My mom moved to the Oregon Coast when I was in 6th grade. I’m sure I had been there before, but discovering it as an adolescent during the summer before I entered Junior High school was breathtaking. I didn’t yet know anyone in town and that meant I was entirely free to be exactly who I was. No posturing, no primping, no peer pressure. I was simply free to be a kid frolicking on the beach.

Three blocks from our house there was a beach access road that led to some of the best tidepools I had ever explored. I quickly mastered the art of the tide tables printed on the inside front cover of the phone book and became a beach rat. I hopped from rock to rock, venturing farther out each time to peer in to these miniature aquariums and watch hermit crabs scuttle around, feel the sticky Scotch tape tentacles of anemones, and watch matchstick sized fish dart through the seaweed. Supremely secure in my athletic abilities, I was comfortable leaping from one jutting rock to another over wide expanses of water and sand, landing just shy of getting my sneakers wet. I would come home with pockets full of abandoned shells to set on the back porch and my mother just shook her head.

“Don’t you want to find some friends before school starts?”

“Nope.” The truth was, I was pretty shy, anyway, and I wasn’t sure I would know what to say to anyone. And that summer between sixth and seventh grade is a tricky one for girls. I wasn’t ‘developing’ yet, but I knew all about it, thanks to Judy Blume books, and I wasn’t comfortable talking to Mom about any of that stuff. I also wasn’t sure I wanted to have anything to do with puberty. I was pretty safe in my little kid cocoon and I was sure that making girlfriends would change that. Tidepooling gave me a way to escape and do what I wanted when I wanted to. The kids who had lived in this little town forever were probably sick of the beach, anyway.

For weeks, I continued collecting the bounty of the beach. I found Japanese fishing floats and one morning I arrived at the beach to see a group of retirees clustered around a dead sea lion, shaking their heads and wondering how it got there. Another day I discovered that the beach was blanketed in blue jellyfish the size of my hand. This place was a vast playground for a curious adolescent. I decided I would never tire of it.

At some point, though, school started and I did make friends. I became more interested in clothes and boys and school dances and talked on the phone for hours at night, stretching the eight-foot phone cord around the corner from the kitchen so as not to be overheard by my mother. But at least three afternoons a week, I escaped to the beach to clamber up the rocks and watch life in the tidepools by myself. This place was my sanctuary.

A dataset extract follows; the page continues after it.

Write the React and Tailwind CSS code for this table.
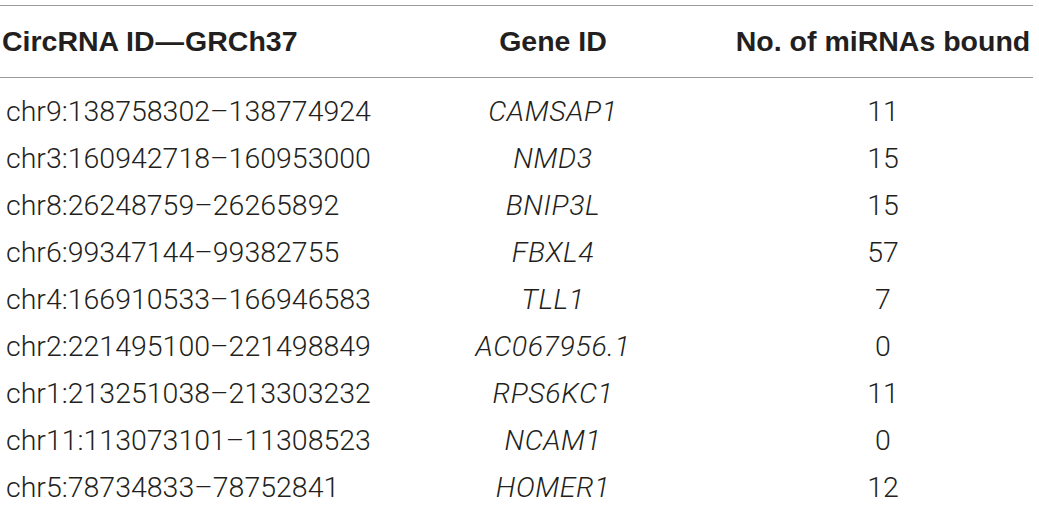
import React from "react";

const rows = [
  ["chr9:138758302–138774924", "CAMSAP1", "11"],
  ["chr3:160942718–160953000", "NMD3", "15"],
  ["chr8:26248759–26265892", "BNIP3L", "15"],
  ["chr6:99347144–99382755", "FBXL4", "57"],
  ["chr4:166910533–166946583", "TLL1", "7"],
  ["chr2:221495100–221498849", "AC067956.1", "0"],
  ["chr1:213251038–213303232", "RPS6KC1", "11"],
  ["chr11:113073101–11308523", "NCAM1", "0"],
  ["chr5:78734833–78752841", "HOMER1", "12"],
];

export default function App() {
  return (
    <div className="w-[1039px] h-[507px] overflow-hidden bg-white pt-[5px] text-[#231f20]">
      <div className="w-[1033px]">
        <div
          className="grid grid-cols-[433px_240px_360px] h-[73px] items-center border-t border-b border-[#9c9c9c] font-bold text-[28.5px] leading-none"
          style={{ fontFamily: '"Liberation Sans", Arial, sans-serif' }}
        >
          <div className="pl-[2px] whitespace-nowrap">
            CircRNA ID<span className="px-[1px]">—</span>GRCh37
          </div>
          <div className="text-center">Gene ID</div>
          <div className="pl-[60px] text-center whitespace-nowrap">No. of miRNAs bound</div>
        </div>
        <div
          className="pt-[11px] font-light text-[28.5px] leading-none"
          style={{ fontFamily: 'Roboto, "Liberation Sans", sans-serif' }}
        >
          {rows.map(([id, gene, n]) => (
            <div key={id} className="grid grid-cols-[433px_240px_360px] h-[47px] items-center">
              <div className="pl-[6px] whitespace-nowrap">{id}</div>
              <div className="text-center italic tracking-[0.6px]">{gene}</div>
              <div className="pl-[60px] text-center">{n}</div>
            </div>
          ))}
        </div>
      </div>
    </div>
  );
}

I miss the beach and every time I go back, I find a way to get out there by myself and climb around for a bit. I think that the most important thing I learned from those years was that no matter what was going on in my life, having that one place or activity that was just mine was vital. The beach was a place for me to just be and somewhere along the way of marriage and motherhood I lost the ability to respect the need for such a place. Today, that place is here, on my back porch with the dog lying next to me, listening to the birds flit from feeder to feeder and stop in the fountain for a quick bath and a drink of water. There aren’t any tidepools here, but one thing is the same; when I’m here, I am just me. Not Mom or wife or co-worker. This is my place to just be.

5 replies
  1. Deb Shucka
    Deb Shucka says:

    What a lovely, longing-filled, poignant piece. Such beautiful writing – I was at those tide pools with you. So glad you're finding a version of that on your porch, a place where you can be still enough to be your essential self.

    Reply
  2. chriswreckage
    chriswreckage says:

    I remember being able to jump from rock to rock with no fear! nowadays, it's terrifying! what happened?!
    lovely bit of writing…thank you.